During the day, we asked people to give us three words about their experience at the Centre. Obviously, we could not reflect on every word generously offered to us, so we chose three words that resonated with us: imaginative, home, and traces.
The Centre is a field of imagination; a place where the imagination knows no boundaries, limitations, or dimensions, yet it remains deeply connected with entangled relations of time, space, and history. Its interconnectedness radiates from a timeless and boundless world filled with emergent and emerging possibilities that we contemplate and share with profound attachment and grounding. Almost everyone we spoke to whispered this sense of profound attachment and grounding throughout the day. Yet, as many have admitted to us, we can only imagine the emerging story in its multiple intertwined imaginings and becomings.
Imagining a world entangled in history and memories of the past and present, the Centre reminded us of home. Everything we did, from breadmaking and wood carving to starting and gathering around the fire, allowed us to imaginatively connect with our respective homes that we grew in. The taste of the bread, the smell, the skill of flipping it from side to side, with many people gathering around to observe, and the act of sharing the food, transported us to the kitchens where our mothers and grandmothers fed us during our childhood. We were constantly reminded of imagining a future where our childhoods are not detached from our presence in a new place in the world.
In our imaginative reflection, we experienced a sense of connection with the ancestors of the Crannog village through their traces and spirits. As the Martinican poet and philosopher, Édouard Glissant, eloquently argues, the ‘trace’ serves as a guiding light that ‘puts us, all of us, wherever we are from, in Relation’. Glissant reminds us that ‘the trace was lived as one of the places of survival’. The Centre is filled with these small fragments of trace that recount the stories of eco-social humans that can be contemplated endlessly. The traces at the Centre are preserved in the 2500-year-old fingerprints of a child, as well as in artefacts, jewellery, tools, and everything else that surrounds the Centre. These traces invite us to decenter the human agency and engage in an imaginative contemplation with all things, every being, and even non-being. The rocks, wood, water, soil, and air bear witness to the embodied experiences we are reflecting upon.

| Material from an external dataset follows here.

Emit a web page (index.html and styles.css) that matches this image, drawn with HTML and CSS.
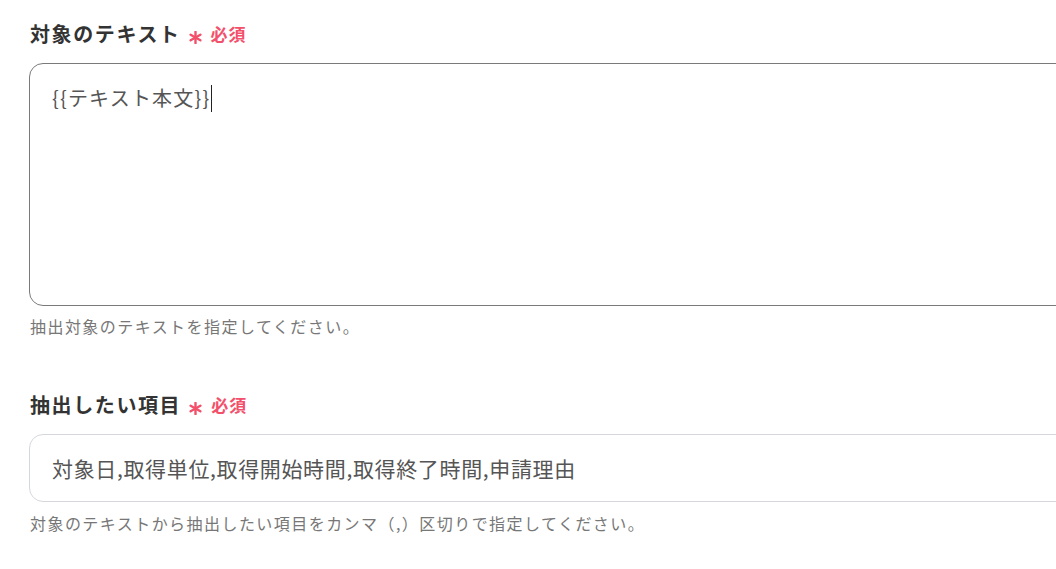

They appeal to our sensibilities, urging us to connect with them, their wisdom, and their spirits. The traces at the Centre, serving as our wandering guides in this imaginative inquiry, invite us to sing, dance, and contemplate alongside the inhabitants of the Crannog village – both living and non-living beings, as well as things.
The bottom line is that the opening ceremony filled us with warmth, joy, and a sense of community. It was a radical, yet hopeful, start to a promising future where we are all connected through a thread of traces. We are grateful to have participated in the Centre’s vision of non-exclusive openings and becomings.
About the authors
Both Hyab Yohannes and Pinar Aksu are researchers at the UNESCO RILA at the University of Glasgow.